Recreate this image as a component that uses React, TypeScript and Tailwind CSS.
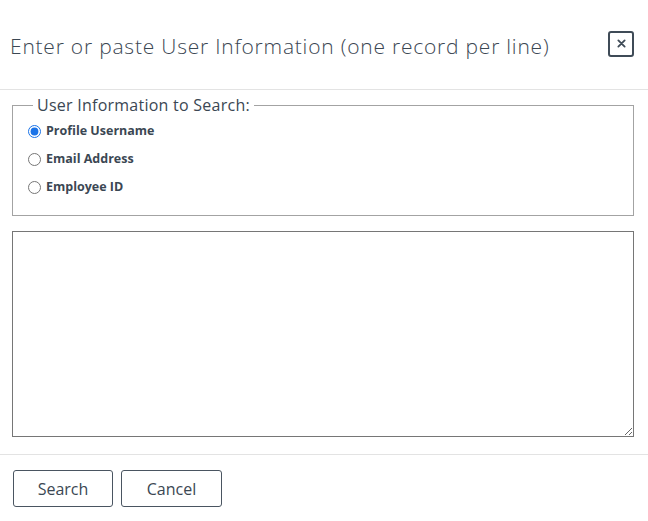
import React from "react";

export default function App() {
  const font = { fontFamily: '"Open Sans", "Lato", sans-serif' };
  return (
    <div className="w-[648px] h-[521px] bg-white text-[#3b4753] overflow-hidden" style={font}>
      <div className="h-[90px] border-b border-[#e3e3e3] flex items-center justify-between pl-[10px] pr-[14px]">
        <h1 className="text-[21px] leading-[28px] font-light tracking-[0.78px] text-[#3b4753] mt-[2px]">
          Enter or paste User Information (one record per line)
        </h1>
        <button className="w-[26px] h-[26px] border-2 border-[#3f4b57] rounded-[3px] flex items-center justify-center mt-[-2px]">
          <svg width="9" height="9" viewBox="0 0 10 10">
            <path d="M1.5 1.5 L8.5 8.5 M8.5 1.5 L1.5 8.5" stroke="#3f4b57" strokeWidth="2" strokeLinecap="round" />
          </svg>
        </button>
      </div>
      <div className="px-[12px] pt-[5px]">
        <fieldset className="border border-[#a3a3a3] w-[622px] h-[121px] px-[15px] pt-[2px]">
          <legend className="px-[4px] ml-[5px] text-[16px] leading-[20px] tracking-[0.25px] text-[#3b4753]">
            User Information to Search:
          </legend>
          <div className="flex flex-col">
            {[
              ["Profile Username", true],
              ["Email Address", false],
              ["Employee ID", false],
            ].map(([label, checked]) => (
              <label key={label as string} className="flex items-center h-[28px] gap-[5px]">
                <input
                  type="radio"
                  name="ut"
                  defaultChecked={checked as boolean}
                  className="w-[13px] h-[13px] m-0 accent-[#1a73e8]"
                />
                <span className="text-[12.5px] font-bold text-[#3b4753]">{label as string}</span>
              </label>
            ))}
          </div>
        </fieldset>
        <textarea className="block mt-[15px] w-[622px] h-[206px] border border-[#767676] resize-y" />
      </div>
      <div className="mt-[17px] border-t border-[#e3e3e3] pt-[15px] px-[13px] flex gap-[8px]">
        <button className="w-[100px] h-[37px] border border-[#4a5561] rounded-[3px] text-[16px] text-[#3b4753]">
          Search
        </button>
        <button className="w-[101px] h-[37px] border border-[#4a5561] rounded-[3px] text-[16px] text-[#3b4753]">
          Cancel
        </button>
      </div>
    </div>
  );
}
--
What needs to be done | Keep the pictures out of the copy and write out the data exactly as it stands.

Finished exercise |
Recreate this image as a component that uses React, TypeScript and Tailwind CSS.
import React from "react";

export default function App() {
  const font = { fontFamily: '"Open Sans", "Lato", sans-serif' };
  return (
    <div className="w-[648px] h-[521px] bg-white text-[#3b4753] overflow-hidden" style={font}>
      <div className="h-[90px] border-b border-[#e3e3e3] flex items-center justify-between pl-[10px] pr-[14px]">
        <h1 className="text-[21px] leading-[28px] font-light tracking-[0.78px] text-[#3b4753] mt-[2px]">
          Enter or paste User Information (one record per line)
        </h1>
        <button className="w-[26px] h-[26px] border-2 border-[#3f4b57] rounded-[3px] flex items-center justify-center mt-[-2px]">
          <svg width="9" height="9" viewBox="0 0 10 10">
            <path d="M1.5 1.5 L8.5 8.5 M8.5 1.5 L1.5 8.5" stroke="#3f4b57" strokeWidth="2" strokeLinecap="round" />
          </svg>
        </button>
      </div>
      <div className="px-[12px] pt-[5px]">
        <fieldset className="border border-[#a3a3a3] w-[622px] h-[121px] px-[15px] pt-[2px]">
          <legend className="px-[4px] ml-[5px] text-[16px] leading-[20px] tracking-[0.25px] text-[#3b4753]">
            User Information to Search:
          </legend>
          <div className="flex flex-col">
            {[
              ["Profile Username", true],
              ["Email Address", false],
              ["Employee ID", false],
            ].map(([label, checked]) => (
              <label key={label as string} className="flex items-center h-[28px] gap-[5px]">
                <input
                  type="radio"
                  name="ut"
                  defaultChecked={checked as boolean}
                  className="w-[13px] h-[13px] m-0 accent-[#1a73e8]"
                />
                <span className="text-[12.5px] font-bold text-[#3b4753]">{label as string}</span>
              </label>
            ))}
          </div>
        </fieldset>
        <textarea className="block mt-[15px] w-[622px] h-[206px] border border-[#767676] resize-y" />
      </div>
      <div className="mt-[17px] border-t border-[#e3e3e3] pt-[15px] px-[13px] flex gap-[8px]">
        <button className="w-[100px] h-[37px] border border-[#4a5561] rounded-[3px] text-[16px] text-[#3b4753]">
          Search
        </button>
        <button className="w-[101px] h-[37px] border border-[#4a5561] rounded-[3px] text-[16px] text-[#3b4753]">
          Cancel
        </button>
      </div>
    </div>
  );
}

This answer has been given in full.